Democrats had controlled the Texas Senate since the 1872 elections. The 1992 elections had been held under lines drawn by federal courts, which had overturned the maps passed by the legislature as unconstitutional partisan gerrymanders. Democrats had tried to pass their own maps for the courts to allow in a January 1992 special session, but the courts rejected these maps and imposed their own. Democrats took issue with the presence of Judge James Robertson Nowlin on the panel. Nowlin was a former Republican state representative who had taken part in the controversial 1981 redistricting. Nowlin would later admit to being in contact with multiple Republican House members concerning the districts the courts were drawing. Democrats sought Nowlin's recusal from the case because of this, but the plans had already been enacted by the time this had occurred.

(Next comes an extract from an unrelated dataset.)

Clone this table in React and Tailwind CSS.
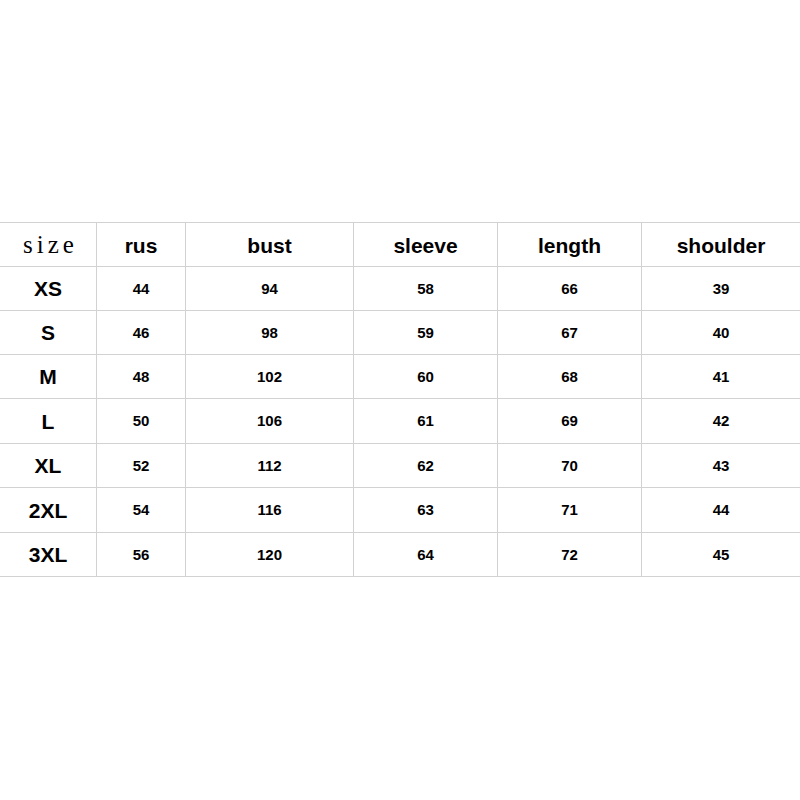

The court-imposed maps were seen as highly favorable to Republicans, and they believed they had the opportunity to win the chamber for the first time since Reconstruction under them. Republicans made substantial gains in the 1992 elections, gaining four seats from the Democrats, but they failed to win control. With Judge Nowlin no longer on the federal panel, the 1994 elections were allowed to be held under the lines passed by the legislature in the January 1992 special session. Despite the more favorable maps, the political damage had already been done to the Democrats, as many of the incumbents their map was designed to protect had already lost re-election in 1992. Because the 1994 map was completely different from the 1992 map, all senators were required to run for re-election, instead of only half of them.

Results

Republicans made mild gains, winning 14 seats to the Democrats' 17, but they failed to take control of the chamber, even amidst the Republican Revolution which saw the election of George W. Bush to the governorship and Republicans winning majorities on the Supreme Court, Board of Education, and Railroad Commission.